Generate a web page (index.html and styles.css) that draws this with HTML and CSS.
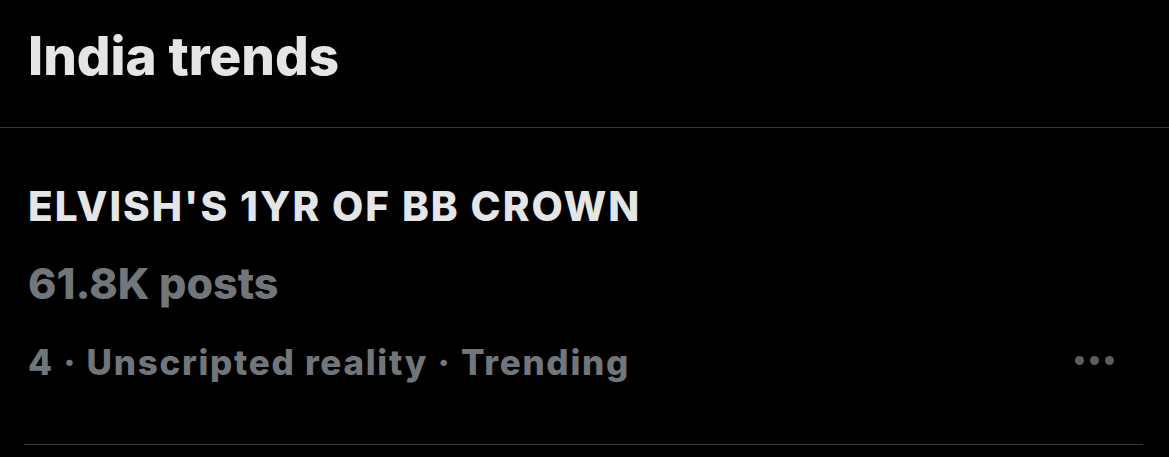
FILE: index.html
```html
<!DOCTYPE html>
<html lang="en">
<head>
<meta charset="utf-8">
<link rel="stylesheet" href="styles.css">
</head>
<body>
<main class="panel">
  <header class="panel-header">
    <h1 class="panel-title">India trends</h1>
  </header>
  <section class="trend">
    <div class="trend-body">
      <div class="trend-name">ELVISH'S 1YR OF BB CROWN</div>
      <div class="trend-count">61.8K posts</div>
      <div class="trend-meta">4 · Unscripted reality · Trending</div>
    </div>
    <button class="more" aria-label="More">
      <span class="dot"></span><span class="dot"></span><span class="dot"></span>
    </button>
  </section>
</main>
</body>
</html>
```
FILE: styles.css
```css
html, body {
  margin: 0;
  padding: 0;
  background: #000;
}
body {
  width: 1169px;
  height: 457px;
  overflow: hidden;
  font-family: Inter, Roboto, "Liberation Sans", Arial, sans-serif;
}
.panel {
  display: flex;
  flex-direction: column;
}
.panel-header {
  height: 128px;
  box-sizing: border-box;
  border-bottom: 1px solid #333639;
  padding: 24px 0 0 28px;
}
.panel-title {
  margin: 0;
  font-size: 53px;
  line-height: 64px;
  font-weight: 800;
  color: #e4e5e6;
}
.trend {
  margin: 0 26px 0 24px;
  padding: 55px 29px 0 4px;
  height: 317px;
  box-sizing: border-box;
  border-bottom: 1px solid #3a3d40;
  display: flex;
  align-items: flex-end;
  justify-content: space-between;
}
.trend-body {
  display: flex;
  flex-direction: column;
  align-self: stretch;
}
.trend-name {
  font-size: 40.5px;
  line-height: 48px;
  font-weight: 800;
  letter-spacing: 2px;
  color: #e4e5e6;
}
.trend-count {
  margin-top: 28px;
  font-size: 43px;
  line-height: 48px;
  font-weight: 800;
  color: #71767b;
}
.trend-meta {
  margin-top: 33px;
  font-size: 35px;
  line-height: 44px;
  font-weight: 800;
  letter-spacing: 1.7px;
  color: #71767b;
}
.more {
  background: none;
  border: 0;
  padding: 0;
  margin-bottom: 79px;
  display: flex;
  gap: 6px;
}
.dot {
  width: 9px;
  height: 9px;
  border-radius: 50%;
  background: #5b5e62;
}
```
☆ ☆ ☆ ☆ ☆ ☆ ☆
- WHAT YOU WILL DO: Tally the lines holding the string "styles" and give only the count.

- WRITTEN REPLY: 3